La rétroactivité économique s’applique aux dispositions fiscales incitatives (dégrèvements, crédits d’impôt) que le législateur entend interrompre avant leur terme initialement prévu. Il ne s’agit généralement pas d’une réelle modification des règles d’imposition entre la réalisation des opérations et le fait générateur de leur imposition, qui interviennent normalement la même année. Cependant, dans la mesure où la LFI 2025 ne sera promulguée qu’en février 2025 et non au 31 décembre 2024, le fait générateur de l’imposition sera postérieur à l’exercice de perception du revenu soit 2024. Tout rabot de niche effectué dans le PLF 2025 sur les revenus des personnes physiques et morales perçus en 2024 pourrait justifier d’une QPC en ce sens, puisqu’il s’agira véritablement d’une modification des règles d’imposition entre l’exercice de perception de ce revenu et le fait générateur de leur imposition.
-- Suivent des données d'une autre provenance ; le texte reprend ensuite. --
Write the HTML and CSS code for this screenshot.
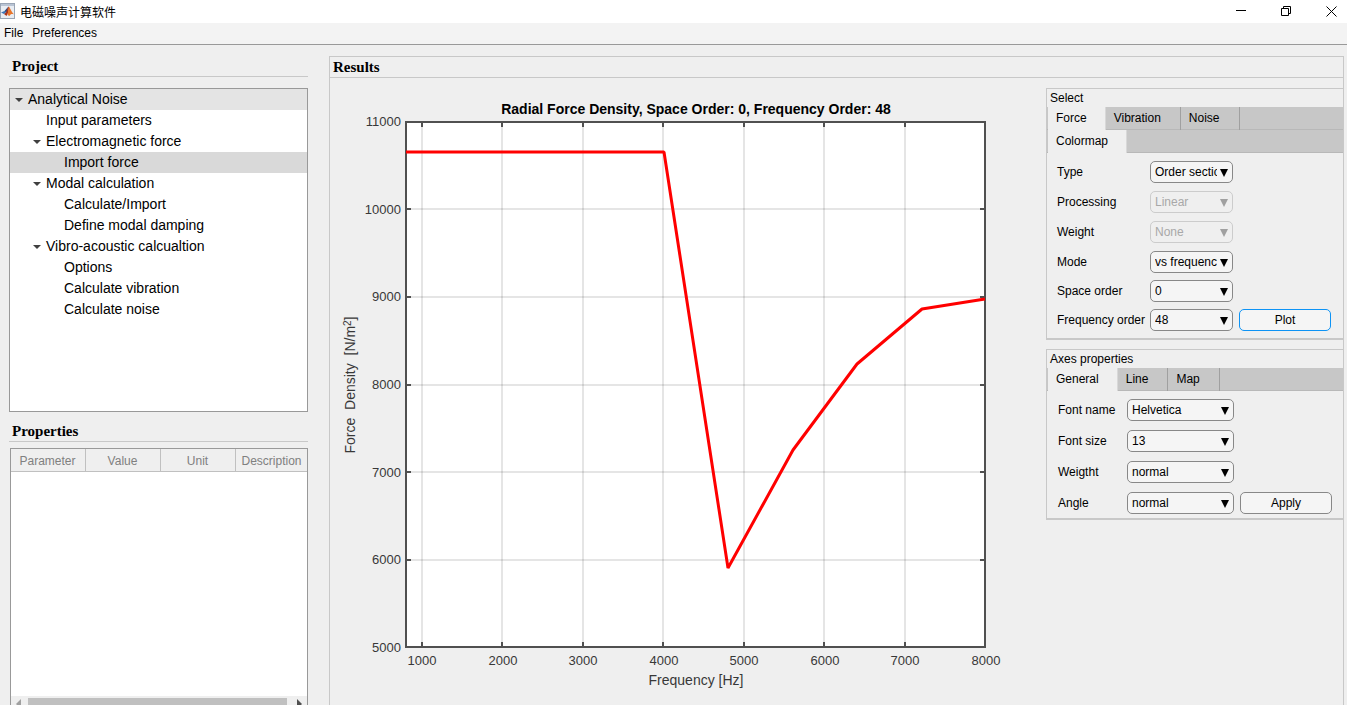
FILE: index.html
```html
<!doctype html>
<html lang="zh-CN">
  <head>
    <meta charset="UTF-8" />
    <meta name="viewport" content="width=device-width, initial-scale=1.0" />
    <title>电磁噪声计算软件</title>
    <link rel="stylesheet" href="styles.css">
  </head>
  <body>
    <header class="titlebar">
      <svg class="app-icon" viewBox="0 0 16 16" aria-hidden="true">
        <rect x="0.5" y="0.5" width="14" height="15" fill="#e9edf3" stroke="#9aa5b5" />
        <rect x="1" y="1" width="13" height="2" fill="#b9c4d4" />
        <path d="M1 9.5 L4.5 8 L6 9.5 L4 11 Z" fill="#3c76b8" />
        <path d="M4.5 8 L8 4 L7.5 8 L6 9.5 Z" fill="#274b86" />
        <path d="M4 11 L6 9.5 L8.2 4 L9 3.5 L8.5 9 L6.5 13 Z" fill="#a8321c" />
        <path d="M9 3.5 C10.5 6 11.5 9 14 11.5 C12 10.5 10.5 11 9.5 13 L7.5 12 Z" fill="#e8762b" />
      </svg>
      <h1 class="app-title">电磁噪声计算软件</h1>
      <div class="window-buttons">
        <button type="button" aria-label="Minimize">
          <svg viewBox="0 0 11 11"><path d="M0 4.5 H10" /></svg>
        </button>
        <button type="button" aria-label="Restore">
          <svg viewBox="0 0 11 11"><path d="M0.5 2.5 H7.5 V9.5 H0.5 Z M2.5 2.5 V0.5 H9.5 V7.5 H7.5" /></svg>
        </button>
        <button type="button" aria-label="Close">
          <svg viewBox="0 0 11 11"><path d="M0.5 0.5 L10.5 10.5 M10.5 0.5 L0.5 10.5" /></svg>
        </button>
      </div>
    </header>

    <nav class="menubar">
      <button type="button">File</button>
      <button type="button">Preferences</button>
    </nav>

    <main class="workspace">
      <aside class="sidebar">
        <h2 class="heading">Project</h2>
        <ul class="tree">
          <li><button type="button" class="tree-item open root">Analytical Noise</button></li>
          <li><button type="button" class="tree-item level-1">Input parameters</button></li>
          <li><button type="button" class="tree-item open level-1">Electromagnetic force</button></li>
          <li><button type="button" class="tree-item level-2 selected">Import force</button></li>
          <li><button type="button" class="tree-item open level-1">Modal calculation</button></li>
          <li><button type="button" class="tree-item level-2">Calculate/Import</button></li>
          <li><button type="button" class="tree-item level-2">Define modal damping</button></li>
          <li><button type="button" class="tree-item open level-1">Vibro-acoustic calcualtion</button></li>
          <li><button type="button" class="tree-item level-2">Options</button></li>
          <li><button type="button" class="tree-item level-2">Calculate vibration</button></li>
          <li><button type="button" class="tree-item level-2">Calculate noise</button></li>
        </ul>

        <h2 class="heading">Properties</h2>
        <div class="properties">
          <table>
            <thead>
              <tr>
                <th>Parameter</th>
                <th>Value</th>
                <th>Unit</th>
                <th>Description</th>
              </tr>
            </thead>
          </table>
          <div class="scrollbar">
            <svg viewBox="0 0 5 10"><path d="M5 0 V10 L0 5 Z" fill="#a0a0a0" /></svg>
            <div class="thumb"></div>
            <svg viewBox="0 0 5 10"><path d="M0 0 V10 L5 5 Z" fill="#505050" /></svg>
          </div>
        </div>
      </aside>

      <section class="results">
        <h2 class="heading">Results</h2>
        <div class="results-body">
          <svg class="chart" viewBox="0 0 716 627" role="img" aria-label="Radial Force Density">
            <rect x="76" y="44" width="579" height="525" fill="#fff" />
            <path class="grid" d="M92 44V569M172 44V569M253 44V569M333 44V569M414 44V569M494 44V569M575 44V569" />
            <path class="grid" d="M76 131H655M76 219H655M76 307H655M76 394H655M76 482H655" />
            <path class="axis" d="M76 44H655V569H76Z" />
            <path class="axis" d="M92 44v5M172 44v5M253 44v5M333 44v5M414 44v5M494 44v5M575 44v5" />
            <path class="axis" d="M92 569v-5M172 569v-5M253 569v-5M333 569v-5M414 569v-5M494 569v-5M575 569v-5" />
            <path class="axis" d="M76 131h5M76 219h5M76 307h5M76 394h5M76 482h5" />
            <path class="axis" d="M655 131h-5M655 219h-5M655 307h-5M655 394h-5M655 482h-5" />
            <polyline class="series" points="76,74 334,74 398,490 463,372 527,286 592,231 655,221" />

            <text class="chart-title" x="366" y="36">Radial Force Density, Space Order: 0, Frequency Order: 48</text>

            <g class="y-ticks">
              <text x="71" y="48">11000</text>
              <text x="71" y="136">10000</text>
              <text x="71" y="223">9000</text>
              <text x="71" y="311">8000</text>
              <text x="71" y="399">7000</text>
              <text x="71" y="486">6000</text>
              <text x="71" y="574">5000</text>
            </g>
            <g class="x-ticks">
              <text x="92" y="587">1000</text>
              <text x="173" y="587">2000</text>
              <text x="253" y="587">3000</text>
              <text x="334" y="587">4000</text>
              <text x="414" y="587">5000</text>
              <text x="495" y="587">6000</text>
              <text x="575" y="587">7000</text>
              <text x="656" y="587">8000</text>
            </g>
            <text class="axis-label" x="366" y="607">Frequency [Hz]</text>
            <text class="axis-label" transform="translate(25 307) rotate(-90)">Force  Density  [N/m<tspan class="sup" dy="-4">2</tspan><tspan dy="4">]</tspan></text>
          </svg>

          <div class="controls">
            <form class="panel">
              <h3>Select</h3>
              <div class="tabs">
                <button type="button" class="active">Force</button>
                <button type="button">Vibration</button>
                <button type="button">Noise</button>
              </div>
              <div class="tabs">
                <button type="button" class="active">Colormap</button>
              </div>
              <div class="fields plot-fields">
                <label for="type">Type</label>
                <span class="dropdown"><select id="type"><option>Order section</option></select></span>
                <label for="processing">Processing</label>
                <span class="dropdown disabled"><select id="processing" disabled><option>Linear</option></select></span>
                <label for="weight">Weight</label>
                <span class="dropdown disabled"><select id="weight" disabled><option>None</option></select></span>
                <label for="mode">Mode</label>
                <span class="dropdown"><select id="mode"><option>vs frequency</option></select></span>
              </div>
              <div class="fields order-fields">
                <label for="space-order">Space order</label>
                <span class="dropdown"><select id="space-order"><option>0</option></select></span>
                <label for="frequency-order">Frequency order</label>
                <span class="dropdown"><select id="frequency-order"><option>48</option></select></span>
                <button type="button" class="action primary">Plot</button>
              </div>
            </form>

            <form class="panel">
              <h3>Axes properties</h3>
              <div class="tabs">
                <button type="button" class="active">General</button>
                <button type="button">Line</button>
                <button type="button">Map</button>
              </div>
              <div class="fields axes-fields">
                <label for="font-name">Font name</label>
                <span class="dropdown"><select id="font-name"><option>Helvetica</option></select></span>
                <label for="font-size">Font size</label>
                <span class="dropdown"><select id="font-size"><option>13</option></select></span>
                <label for="font-weight">Weigtht</label>
                <span class="dropdown"><select id="font-weight"><option>normal</option></select></span>
                <label for="font-angle">Angle</label>
                <span class="dropdown"><select id="font-angle"><option>normal</option></select></span>
                <button type="button" class="action">Apply</button>
              </div>
            </form>
          </div>
        </div>
      </section>
    </main>
  </body>
</html>
```
FILE: styles.css
```css
* {
  box-sizing: border-box;
}
body {
  display: flex;
  flex-direction: column;
  height: 100vh;
  margin: 0;
  overflow: hidden;
  background-color: #efefef;
  color: #000;
  font-family: "Liberation Sans", Arial, "Noto Sans CJK SC", sans-serif;
  font-size: 12px;
}
button,
select {
  font: inherit;
  color: inherit;
}
button {
  padding: 0;
  border: none;
  background: none;
}

/* window frame */
.titlebar {
  display: flex;
  flex: none;
  align-items: center;
  height: 23px;
  padding: 0 10px 1px 0;
  background-color: #fff;
}
.app-icon {
  width: 16px;
  height: 16px;
}
.app-title {
  margin: 0 auto 0 4px;
  font-size: 12px;
  font-weight: normal;
}
.window-buttons {
  display: flex;
  gap: 34px;
}
.window-buttons svg {
  display: block;
  width: 11px;
  height: 11px;
  fill: none;
  stroke: #000;
}
.menubar {
  display: flex;
  flex: none;
  gap: 9px;
  height: 22px;
  padding: 0 4px 2px;
  border-bottom: 1px solid #999;
  background-color: #f3f3f3;
}

/* the lower edge runs past the window */
.workspace {
  display: grid;
  flex: 1;
  grid-template-columns: 299px 1fr;
  gap: 21px;
  min-height: 0;
  margin-bottom: -8px;
  padding: 11px 3px 0 9px;
}
.heading {
  margin: 0;
  padding-left: 3px;
  border-bottom: 1px solid #c8c8c8;
  font-family: "Liberation Serif", Cambria, serif;
  font-size: 15px;
  line-height: 20px;
}

/* left column */
.sidebar {
  display: flex;
  flex-direction: column;
  min-height: 0;
}
.tree {
  flex: none;
  height: 324px;
  margin: 11px 0 9px;
  padding: 0;
  border: 1px solid #999;
  background-color: #fff;
  list-style: none;
}
.tree-item {
  position: relative;
  display: block;
  width: 100%;
  padding-left: 18px;
  font-size: 14px;
  line-height: 21px;
  text-align: left;
}
.tree-item.level-1 {
  padding-left: 36px;
}
.tree-item.level-2 {
  padding-left: 54px;
}
.tree-item.root {
  background-color: #e4e4e4;
}
.tree-item.selected {
  background-color: #d9d9d9;
}
.tree-item.open::before {
  content: "";
  position: absolute;
  top: 9px;
  margin-left: -13px;
  border: 4px solid transparent;
  border-top-color: #404040;
  border-bottom: none;
}
.properties {
  display: flex;
  flex: 1;
  flex-direction: column;
  justify-content: space-between;
  margin: 6px 0 0 1px;
  border: 1px solid #999;
  background-color: #fff;
}
.properties table {
  width: 100%;
  border-collapse: separate;
  border-spacing: 0;
  table-layout: fixed;
}
.properties th {
  width: 75px;
  height: 23px;
  padding: 1px 1px 0 0;
  border-right: 1px solid #c0c0c0;
  border-bottom: 1px solid #c0c0c0;
  background-color: #efefef;
  color: #808080;
  font-weight: normal;
}
.properties th:last-child {
  width: auto;
  padding-right: 0;
  border-right: none;
}
.scrollbar {
  display: flex;
  gap: 7px;
  align-items: center;
  height: 16px;
  padding: 2px 5px;
  background-color: #efefef;
}
.scrollbar svg {
  width: 5px;
  height: 10px;
}
.scrollbar .thumb {
  flex: 1;
  height: 12px;
  margin-right: 3px;
  background-color: #c0c0c0;
}

/* results */
.results {
  border: 1px solid #c8c8c8;
  border-bottom: none;
}
.results-body {
  display: flex;
  align-items: flex-start;
}
.chart {
  flex: 1;
  min-width: 0;
}
.chart text {
  fill: #383838;
  font-size: 13px;
}
.chart .grid {
  stroke: #000;
  stroke-opacity: 0.1;
  stroke-width: 2;
}
.chart .axis {
  fill: none;
  stroke: #505050;
  stroke-width: 2;
}
.chart .series {
  fill: none;
  stroke: #f00;
  stroke-width: 3;
  stroke-linejoin: bevel;
}
.chart .chart-title {
  fill: #000;
  font-size: 14px;
  font-weight: bold;
  text-anchor: middle;
}
.chart .axis-label {
  font-size: 14px;
  text-anchor: middle;
  white-space: pre;
}
.chart .sup {
  font-size: 10px;
}
.y-ticks {
  text-anchor: end;
}
.x-ticks {
  text-anchor: middle;
}

/* right column */
.controls {
  display: flex;
  flex: none;
  flex-direction: column;
  gap: 9px;
  width: 297px;
  margin-top: 10px;
}
.panel {
  border: 1px solid #c8c8c8;
  border-width: 1px 0 2px 1px;
}
.panel h3 {
  margin: 0;
  padding-left: 3px;
  font-size: 12px;
  font-weight: normal;
  line-height: 18px;
}
.tabs {
  display: flex;
  height: 23px;
  padding-left: 1px;
  border-bottom: 1px solid #b8b8b8;
  background-color: #c7c7c7;
}
.tabs button {
  height: 23px;
  padding: 0 19px 1px 8px;
  border-right: 1px solid #a0a0a0;
}
.tabs .active {
  padding-right: 18px;
  border-right-color: #d8d8d8;
  background-color: #efefef;
}
.fields {
  display: grid;
  align-items: center;
  padding-left: 10px;
}
.plot-fields {
  grid-template-columns: 93px 83px;
  row-gap: 8px;
  padding-top: 8px;
}
.order-fields {
  grid-template-columns: 93px 83px 98px;
  row-gap: 7px;
  padding-top: 7px;
  padding-bottom: 7px;
}
.axes-fields {
  grid-template-columns: 69px 107px 98px;
  row-gap: 9px;
  padding: 8px 0 4px 11px;
}
.fields label {
  grid-column: 1;
  white-space: nowrap;
}
.dropdown {
  position: relative;
}
.dropdown::after {
  content: "";
  position: absolute;
  top: 8px;
  right: 5px;
  border: 4px solid transparent;
  border-top: 8px solid #000;
  border-bottom: none;
  pointer-events: none;
}
.dropdown select {
  display: block;
  width: 100%;
  height: 22px;
  padding: 0 15px 0 4px;
  border: 1px solid #888;
  border-radius: 5px;
  background-color: #f5f5f5;
  appearance: none;
}
.dropdown.disabled::after {
  border-top-color: #a0a0a0;
}
.dropdown.disabled select {
  border-color: #ccc;
  background-color: #efefef;
  color: #a8a8a8;
  opacity: 1;
}
.action {
  height: 22px;
  margin-left: 6px;
  border: 1px solid #888;
  border-radius: 5px;
  background-color: #f5f5f5;
}
.action.primary {
  border-color: #0d93f5;
}
```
La rétroactivité juridique s’attache à toute modification de la loi ayant pour effet de modifier l’imposition d’opérations dont le fait générateur d’impôt est antérieur à la loi. Or pour y parvenir, le législateur doit respecter d’après la jurisprudence du Conseil constitutionnel « un motif d’intérêt général suffisant ». Et l’atteinte aux situations légalement acquises ne peut avoir lieu pour « un motif purement financier ou budgétaire », c’est-à-dire pour un motif de pur rendement. On distingue la petite rétroactivité fiscale, de la grande rétroactivité fiscale :
La petite rétroactivité fiscale n’est pas vraiment une rétroactivité juridique, mais uniquement calendaire. Une disposition fiscale votée au plus tard le 31 décembre de l’année peut valablement s’appliquer aux revenus de cette même année ou aux exercices sociaux clos à compter de cette date, dans la mesure où quand bien même le fait générateur de l’imposition ne coïncide pas avec l’évènement ayant donné naissance au revenu imposable, les deux évènements sont encapsulés au sein du même exercice. Ainsi le fait générateur du revenu intervient au 31 décembre de l’année, tandis que pour l’impôt sur les sociétés celui-ci intervient à la clôture de l’exercice ou à la date du 31 décembre en cas de décalage entre celui-ci et l’année civile. Ainsi même si une décision fiscale votée au plus tard le 31 décembre d’une année peut porter atteinte aux décisions patrimoniales et financières des individus intervenus la même année, celle-ci est parfaitement admise. Et pourtant, sur ce point, le Conseil constitutionnel encadre les compétences du législateur en la matière, en demandant tout de même la reconnaissance d’un motif d’intérêt général. Il est ainsi de tradition de faire démarrer la date d’application d’une nouvelle mesure au plus tôt à la présentation en Conseil des ministres du projet de loi, en justifiant cette mesure par le souci d’éviter certaines opérations d’optimisation fiscale.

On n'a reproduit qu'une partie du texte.